═════ The input

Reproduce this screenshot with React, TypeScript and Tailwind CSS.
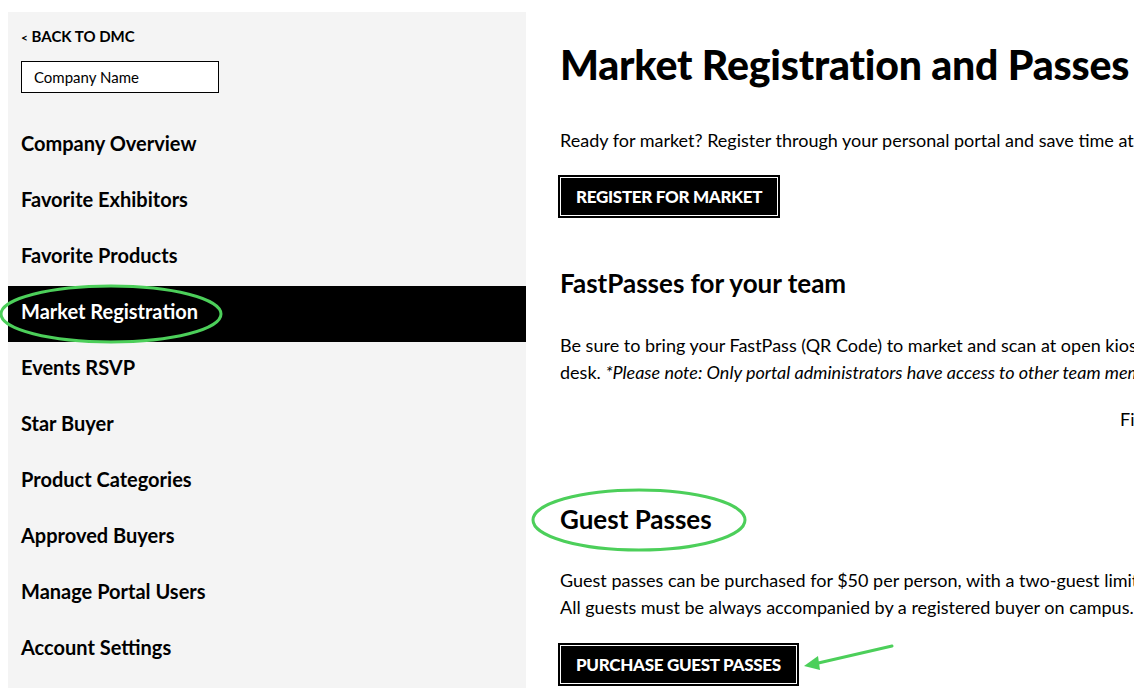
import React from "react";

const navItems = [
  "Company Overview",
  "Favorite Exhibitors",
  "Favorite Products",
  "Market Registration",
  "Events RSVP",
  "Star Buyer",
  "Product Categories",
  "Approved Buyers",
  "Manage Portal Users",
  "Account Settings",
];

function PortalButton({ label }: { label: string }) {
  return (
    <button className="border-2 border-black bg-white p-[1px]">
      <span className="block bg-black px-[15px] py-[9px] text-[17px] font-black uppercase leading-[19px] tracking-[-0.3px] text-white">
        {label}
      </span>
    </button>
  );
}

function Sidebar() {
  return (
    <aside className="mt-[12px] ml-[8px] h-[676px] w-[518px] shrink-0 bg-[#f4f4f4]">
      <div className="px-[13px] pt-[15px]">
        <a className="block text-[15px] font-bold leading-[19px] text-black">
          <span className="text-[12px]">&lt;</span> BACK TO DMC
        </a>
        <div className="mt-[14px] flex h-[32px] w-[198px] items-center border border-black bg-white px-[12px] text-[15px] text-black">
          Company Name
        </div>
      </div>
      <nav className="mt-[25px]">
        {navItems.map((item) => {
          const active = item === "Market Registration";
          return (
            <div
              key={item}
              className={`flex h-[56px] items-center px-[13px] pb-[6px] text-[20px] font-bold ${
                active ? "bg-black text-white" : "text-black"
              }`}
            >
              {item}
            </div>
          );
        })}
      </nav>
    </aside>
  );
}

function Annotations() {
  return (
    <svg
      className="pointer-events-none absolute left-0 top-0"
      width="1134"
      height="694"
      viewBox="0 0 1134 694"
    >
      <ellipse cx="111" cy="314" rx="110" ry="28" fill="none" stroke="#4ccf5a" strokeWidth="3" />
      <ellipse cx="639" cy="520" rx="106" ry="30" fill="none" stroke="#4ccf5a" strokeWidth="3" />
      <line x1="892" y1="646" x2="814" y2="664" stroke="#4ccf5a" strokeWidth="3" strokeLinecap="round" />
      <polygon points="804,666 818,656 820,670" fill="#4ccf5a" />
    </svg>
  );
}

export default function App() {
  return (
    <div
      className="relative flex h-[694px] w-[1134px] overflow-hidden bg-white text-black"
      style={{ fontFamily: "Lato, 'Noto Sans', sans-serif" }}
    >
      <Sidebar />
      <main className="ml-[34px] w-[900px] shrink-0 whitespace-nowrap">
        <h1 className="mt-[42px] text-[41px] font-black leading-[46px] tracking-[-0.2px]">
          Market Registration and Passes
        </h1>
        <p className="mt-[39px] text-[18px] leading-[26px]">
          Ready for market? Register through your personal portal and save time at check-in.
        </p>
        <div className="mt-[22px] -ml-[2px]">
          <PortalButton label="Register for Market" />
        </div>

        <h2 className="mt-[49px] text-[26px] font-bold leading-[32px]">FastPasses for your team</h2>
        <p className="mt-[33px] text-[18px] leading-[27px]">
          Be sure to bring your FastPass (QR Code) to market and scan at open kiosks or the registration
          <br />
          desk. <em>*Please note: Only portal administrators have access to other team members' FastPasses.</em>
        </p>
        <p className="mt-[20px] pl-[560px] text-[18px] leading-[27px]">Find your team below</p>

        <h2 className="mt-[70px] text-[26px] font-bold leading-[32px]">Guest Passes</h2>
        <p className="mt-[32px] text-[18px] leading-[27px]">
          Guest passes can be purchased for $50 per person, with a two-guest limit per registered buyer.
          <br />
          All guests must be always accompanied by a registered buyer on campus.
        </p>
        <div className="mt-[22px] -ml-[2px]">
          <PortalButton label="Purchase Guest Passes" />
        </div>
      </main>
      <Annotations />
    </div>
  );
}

══════════
═════ The input

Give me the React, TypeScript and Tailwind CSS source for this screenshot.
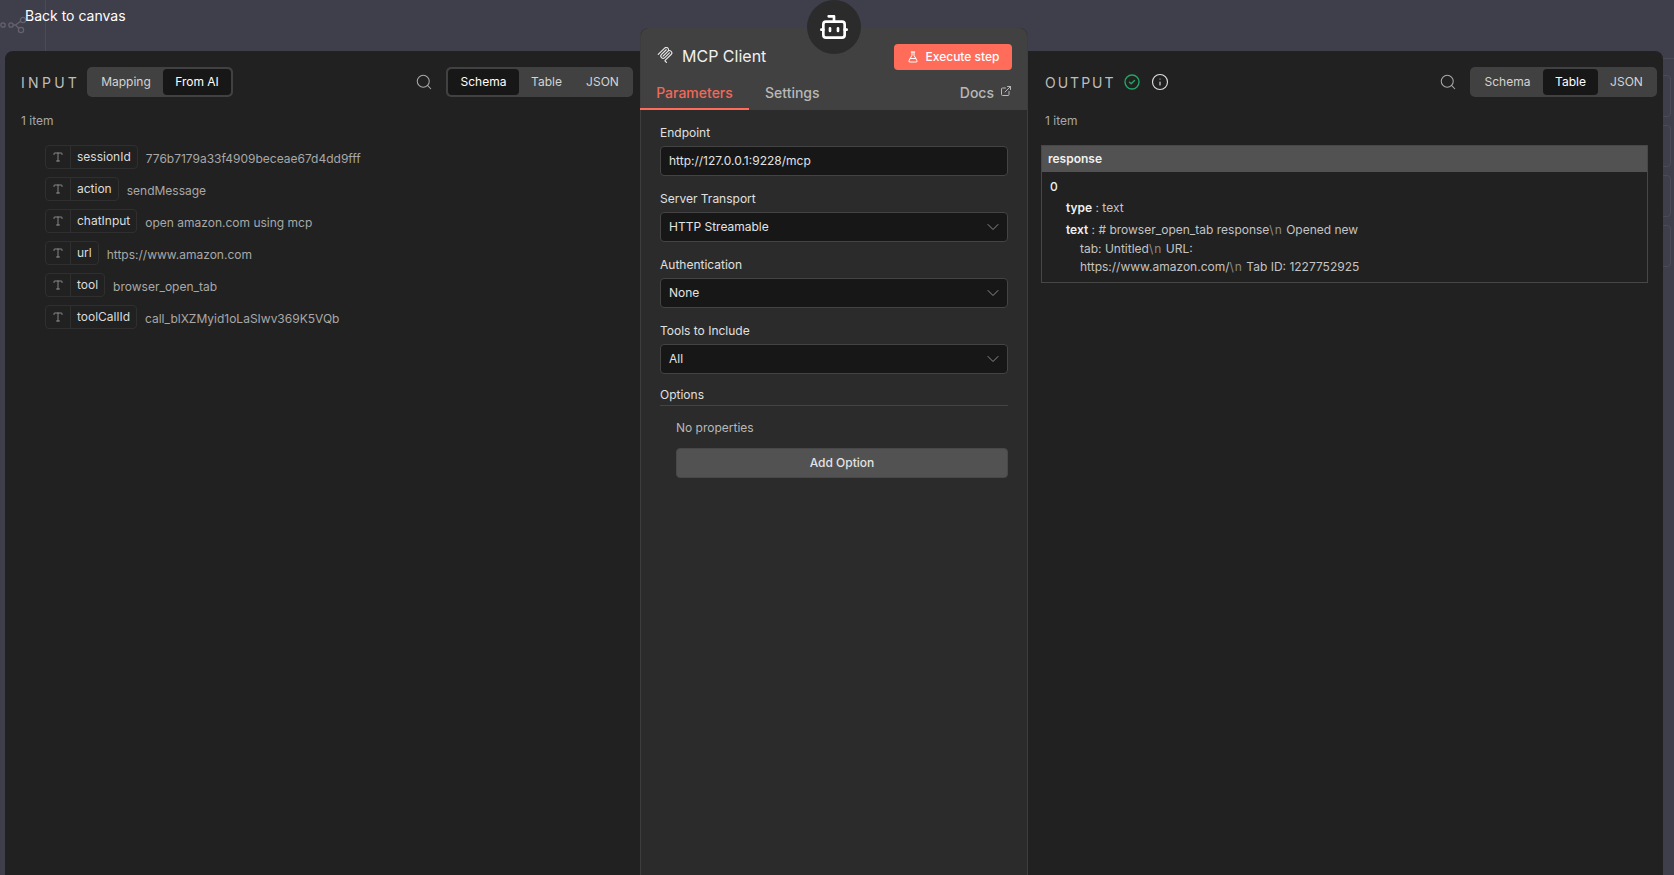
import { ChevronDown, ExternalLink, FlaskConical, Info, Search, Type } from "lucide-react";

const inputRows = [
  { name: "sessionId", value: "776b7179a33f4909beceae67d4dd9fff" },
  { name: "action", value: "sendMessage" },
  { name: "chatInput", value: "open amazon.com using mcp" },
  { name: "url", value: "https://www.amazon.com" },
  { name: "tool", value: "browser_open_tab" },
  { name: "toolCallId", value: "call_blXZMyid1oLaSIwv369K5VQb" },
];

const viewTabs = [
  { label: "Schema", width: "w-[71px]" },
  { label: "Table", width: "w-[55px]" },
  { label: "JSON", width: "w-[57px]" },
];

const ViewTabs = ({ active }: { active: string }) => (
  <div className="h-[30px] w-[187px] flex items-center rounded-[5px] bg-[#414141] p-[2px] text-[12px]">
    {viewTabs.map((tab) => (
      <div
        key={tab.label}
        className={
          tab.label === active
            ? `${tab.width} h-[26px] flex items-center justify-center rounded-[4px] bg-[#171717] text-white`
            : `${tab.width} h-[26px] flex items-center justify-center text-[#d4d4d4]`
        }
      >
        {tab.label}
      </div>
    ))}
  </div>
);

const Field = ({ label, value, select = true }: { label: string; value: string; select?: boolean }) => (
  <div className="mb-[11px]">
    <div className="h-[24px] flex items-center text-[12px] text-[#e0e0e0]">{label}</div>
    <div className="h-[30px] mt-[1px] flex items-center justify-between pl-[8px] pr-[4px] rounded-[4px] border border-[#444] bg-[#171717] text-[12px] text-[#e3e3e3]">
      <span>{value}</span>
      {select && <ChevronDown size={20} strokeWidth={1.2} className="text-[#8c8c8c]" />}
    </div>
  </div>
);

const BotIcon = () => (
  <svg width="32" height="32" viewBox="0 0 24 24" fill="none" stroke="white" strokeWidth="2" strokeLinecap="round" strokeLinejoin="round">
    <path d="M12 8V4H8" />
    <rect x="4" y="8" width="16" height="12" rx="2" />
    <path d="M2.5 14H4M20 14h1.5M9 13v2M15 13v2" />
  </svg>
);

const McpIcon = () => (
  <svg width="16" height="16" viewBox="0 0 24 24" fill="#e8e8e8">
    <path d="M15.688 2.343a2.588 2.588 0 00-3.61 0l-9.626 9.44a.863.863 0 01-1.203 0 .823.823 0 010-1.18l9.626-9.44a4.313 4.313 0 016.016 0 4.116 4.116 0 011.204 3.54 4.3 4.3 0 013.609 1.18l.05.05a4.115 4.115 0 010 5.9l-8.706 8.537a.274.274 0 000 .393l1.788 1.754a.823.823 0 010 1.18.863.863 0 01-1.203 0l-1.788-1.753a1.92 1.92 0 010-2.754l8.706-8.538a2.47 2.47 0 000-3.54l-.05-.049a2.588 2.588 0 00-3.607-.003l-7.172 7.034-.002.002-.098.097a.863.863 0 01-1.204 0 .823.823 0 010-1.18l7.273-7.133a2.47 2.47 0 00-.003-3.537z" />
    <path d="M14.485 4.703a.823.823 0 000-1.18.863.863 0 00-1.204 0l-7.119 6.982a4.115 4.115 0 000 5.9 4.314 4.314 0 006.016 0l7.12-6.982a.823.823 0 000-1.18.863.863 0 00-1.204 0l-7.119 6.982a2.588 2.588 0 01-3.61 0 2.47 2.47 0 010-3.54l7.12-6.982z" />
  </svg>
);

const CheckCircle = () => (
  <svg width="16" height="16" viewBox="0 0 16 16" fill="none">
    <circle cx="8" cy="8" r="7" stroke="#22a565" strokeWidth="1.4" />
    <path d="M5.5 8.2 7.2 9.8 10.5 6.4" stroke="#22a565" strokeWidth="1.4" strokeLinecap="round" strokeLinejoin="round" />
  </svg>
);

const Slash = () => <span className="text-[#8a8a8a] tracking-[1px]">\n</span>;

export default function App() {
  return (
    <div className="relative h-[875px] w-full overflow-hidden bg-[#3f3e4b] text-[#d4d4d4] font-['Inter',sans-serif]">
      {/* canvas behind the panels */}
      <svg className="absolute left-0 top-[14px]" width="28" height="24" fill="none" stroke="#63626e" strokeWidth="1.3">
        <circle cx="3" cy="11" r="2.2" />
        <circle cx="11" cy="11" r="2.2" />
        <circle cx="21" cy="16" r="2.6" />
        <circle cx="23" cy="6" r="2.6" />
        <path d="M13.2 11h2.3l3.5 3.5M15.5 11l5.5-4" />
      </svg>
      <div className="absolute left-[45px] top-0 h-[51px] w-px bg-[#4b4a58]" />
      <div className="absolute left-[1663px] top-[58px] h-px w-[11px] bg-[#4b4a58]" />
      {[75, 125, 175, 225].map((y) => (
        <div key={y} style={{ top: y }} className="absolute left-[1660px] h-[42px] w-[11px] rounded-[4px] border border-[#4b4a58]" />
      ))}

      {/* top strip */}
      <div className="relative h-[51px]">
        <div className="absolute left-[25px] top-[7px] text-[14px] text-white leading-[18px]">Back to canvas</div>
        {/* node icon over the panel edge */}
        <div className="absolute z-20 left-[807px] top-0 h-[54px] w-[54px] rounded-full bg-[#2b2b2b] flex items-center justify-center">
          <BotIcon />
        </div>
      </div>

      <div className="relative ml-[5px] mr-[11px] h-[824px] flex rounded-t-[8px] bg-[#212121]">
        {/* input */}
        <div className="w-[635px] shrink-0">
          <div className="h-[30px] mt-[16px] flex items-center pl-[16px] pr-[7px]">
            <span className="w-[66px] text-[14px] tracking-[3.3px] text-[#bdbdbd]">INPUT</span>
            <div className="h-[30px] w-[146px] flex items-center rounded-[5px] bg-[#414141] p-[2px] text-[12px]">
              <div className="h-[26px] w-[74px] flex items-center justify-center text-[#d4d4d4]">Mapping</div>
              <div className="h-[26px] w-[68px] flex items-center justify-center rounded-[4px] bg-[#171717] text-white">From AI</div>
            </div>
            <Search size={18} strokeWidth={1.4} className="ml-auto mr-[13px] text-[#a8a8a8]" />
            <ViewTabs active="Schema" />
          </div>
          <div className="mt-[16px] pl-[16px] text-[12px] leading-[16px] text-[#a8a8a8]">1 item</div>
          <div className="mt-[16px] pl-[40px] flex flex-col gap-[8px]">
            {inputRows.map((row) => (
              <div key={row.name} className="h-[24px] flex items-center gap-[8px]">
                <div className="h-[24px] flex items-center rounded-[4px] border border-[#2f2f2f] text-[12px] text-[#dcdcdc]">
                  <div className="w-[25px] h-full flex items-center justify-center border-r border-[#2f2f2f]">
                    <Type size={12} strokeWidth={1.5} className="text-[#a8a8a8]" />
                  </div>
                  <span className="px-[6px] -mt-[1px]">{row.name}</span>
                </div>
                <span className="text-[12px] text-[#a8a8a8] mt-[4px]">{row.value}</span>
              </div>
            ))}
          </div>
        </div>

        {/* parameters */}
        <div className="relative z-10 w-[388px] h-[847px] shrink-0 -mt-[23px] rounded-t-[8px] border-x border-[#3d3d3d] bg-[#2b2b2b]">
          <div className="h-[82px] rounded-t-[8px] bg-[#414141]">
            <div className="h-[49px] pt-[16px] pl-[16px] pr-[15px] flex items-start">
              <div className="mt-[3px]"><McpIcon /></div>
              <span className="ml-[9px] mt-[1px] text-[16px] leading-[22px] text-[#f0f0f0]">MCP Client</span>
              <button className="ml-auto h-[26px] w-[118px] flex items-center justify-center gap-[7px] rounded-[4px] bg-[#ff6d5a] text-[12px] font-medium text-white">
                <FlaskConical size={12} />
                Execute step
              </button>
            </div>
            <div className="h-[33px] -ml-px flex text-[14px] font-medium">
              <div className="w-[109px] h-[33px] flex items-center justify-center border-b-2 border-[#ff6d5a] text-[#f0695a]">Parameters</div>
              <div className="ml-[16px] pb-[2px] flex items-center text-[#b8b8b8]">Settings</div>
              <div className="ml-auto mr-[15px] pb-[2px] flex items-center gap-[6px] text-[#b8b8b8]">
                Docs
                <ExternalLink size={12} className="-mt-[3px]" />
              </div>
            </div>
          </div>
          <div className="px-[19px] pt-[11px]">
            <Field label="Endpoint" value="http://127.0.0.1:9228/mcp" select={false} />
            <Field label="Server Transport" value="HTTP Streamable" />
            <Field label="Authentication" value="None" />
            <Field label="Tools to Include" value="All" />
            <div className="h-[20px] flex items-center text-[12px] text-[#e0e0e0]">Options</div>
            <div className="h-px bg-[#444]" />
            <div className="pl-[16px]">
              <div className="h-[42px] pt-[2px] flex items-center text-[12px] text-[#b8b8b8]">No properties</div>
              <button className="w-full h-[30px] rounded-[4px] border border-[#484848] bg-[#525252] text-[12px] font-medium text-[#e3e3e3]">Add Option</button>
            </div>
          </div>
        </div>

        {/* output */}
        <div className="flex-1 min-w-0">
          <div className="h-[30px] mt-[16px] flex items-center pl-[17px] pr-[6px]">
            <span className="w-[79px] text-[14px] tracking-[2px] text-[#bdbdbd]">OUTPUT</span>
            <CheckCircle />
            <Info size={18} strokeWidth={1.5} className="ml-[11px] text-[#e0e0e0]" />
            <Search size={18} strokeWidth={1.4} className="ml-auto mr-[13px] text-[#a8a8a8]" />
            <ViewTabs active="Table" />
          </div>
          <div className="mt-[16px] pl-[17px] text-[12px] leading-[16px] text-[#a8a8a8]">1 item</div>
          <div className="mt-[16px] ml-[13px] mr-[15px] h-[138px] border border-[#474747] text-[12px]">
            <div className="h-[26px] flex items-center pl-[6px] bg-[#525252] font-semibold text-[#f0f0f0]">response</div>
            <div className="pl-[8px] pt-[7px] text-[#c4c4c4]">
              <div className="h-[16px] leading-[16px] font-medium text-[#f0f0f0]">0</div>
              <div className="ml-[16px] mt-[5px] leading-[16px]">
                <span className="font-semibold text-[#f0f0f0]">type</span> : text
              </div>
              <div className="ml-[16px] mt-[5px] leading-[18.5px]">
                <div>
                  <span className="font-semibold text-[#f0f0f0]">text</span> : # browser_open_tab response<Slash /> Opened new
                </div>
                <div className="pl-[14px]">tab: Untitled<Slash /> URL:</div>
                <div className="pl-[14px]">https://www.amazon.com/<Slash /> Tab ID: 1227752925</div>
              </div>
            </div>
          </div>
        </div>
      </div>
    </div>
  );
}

══════════
═════ The input

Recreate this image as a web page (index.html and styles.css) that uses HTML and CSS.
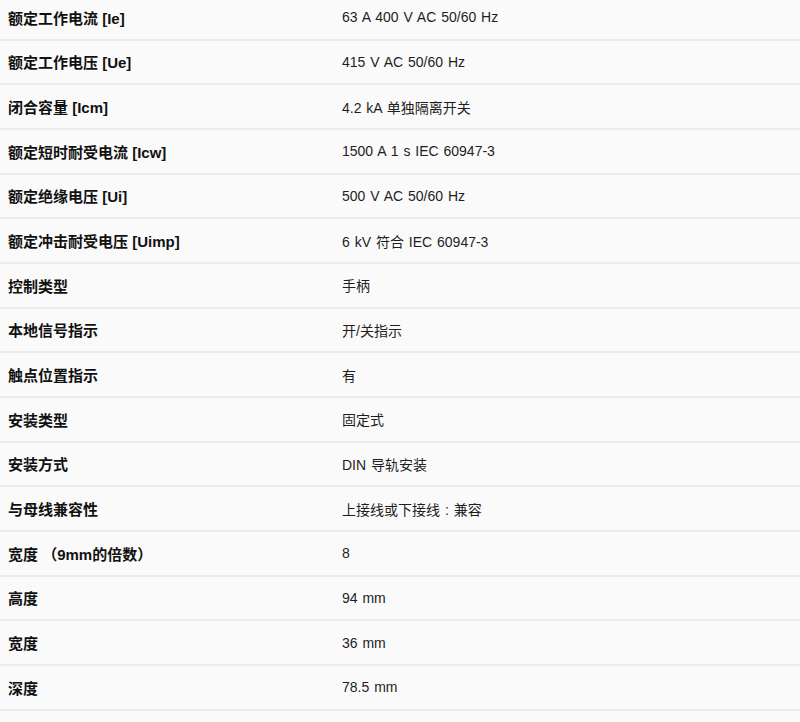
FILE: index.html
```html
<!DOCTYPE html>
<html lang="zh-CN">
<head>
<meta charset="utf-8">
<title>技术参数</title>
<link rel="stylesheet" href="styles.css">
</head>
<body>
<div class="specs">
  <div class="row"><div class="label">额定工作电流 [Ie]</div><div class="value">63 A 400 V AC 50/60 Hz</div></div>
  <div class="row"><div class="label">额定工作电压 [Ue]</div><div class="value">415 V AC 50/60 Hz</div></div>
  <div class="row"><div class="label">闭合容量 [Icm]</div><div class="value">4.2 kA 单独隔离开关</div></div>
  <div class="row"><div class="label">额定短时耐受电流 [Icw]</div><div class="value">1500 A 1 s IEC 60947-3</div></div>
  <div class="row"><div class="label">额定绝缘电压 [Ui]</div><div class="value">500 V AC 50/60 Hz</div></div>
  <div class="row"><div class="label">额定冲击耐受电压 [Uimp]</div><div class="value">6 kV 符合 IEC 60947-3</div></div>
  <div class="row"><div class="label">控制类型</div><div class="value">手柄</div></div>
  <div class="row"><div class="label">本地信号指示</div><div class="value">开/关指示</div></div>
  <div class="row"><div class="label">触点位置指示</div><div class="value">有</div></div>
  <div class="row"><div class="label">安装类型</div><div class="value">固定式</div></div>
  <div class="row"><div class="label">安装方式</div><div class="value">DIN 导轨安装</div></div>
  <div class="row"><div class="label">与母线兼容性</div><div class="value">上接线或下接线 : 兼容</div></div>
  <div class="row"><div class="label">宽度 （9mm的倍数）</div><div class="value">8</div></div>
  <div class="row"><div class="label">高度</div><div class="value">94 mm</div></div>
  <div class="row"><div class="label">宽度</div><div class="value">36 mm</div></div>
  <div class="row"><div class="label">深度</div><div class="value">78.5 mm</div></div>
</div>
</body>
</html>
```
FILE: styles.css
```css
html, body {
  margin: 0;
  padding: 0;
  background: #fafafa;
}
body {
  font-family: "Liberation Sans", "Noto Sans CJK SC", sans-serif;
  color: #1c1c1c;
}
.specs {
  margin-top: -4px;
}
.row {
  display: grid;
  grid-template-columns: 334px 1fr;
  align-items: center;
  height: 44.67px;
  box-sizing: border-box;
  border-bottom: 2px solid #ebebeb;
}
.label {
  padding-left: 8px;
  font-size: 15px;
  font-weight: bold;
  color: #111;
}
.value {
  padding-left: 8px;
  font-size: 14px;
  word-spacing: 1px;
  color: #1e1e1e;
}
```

══════════

→ What you should do
Return exactly the lines from the one with "Reproduce this screenshot" to the one with "import React from", both ends kept, and only those. Images are left out.

→ Answer to the exercise
Reproduce this screenshot with React, TypeScript and Tailwind CSS.
import React from "react";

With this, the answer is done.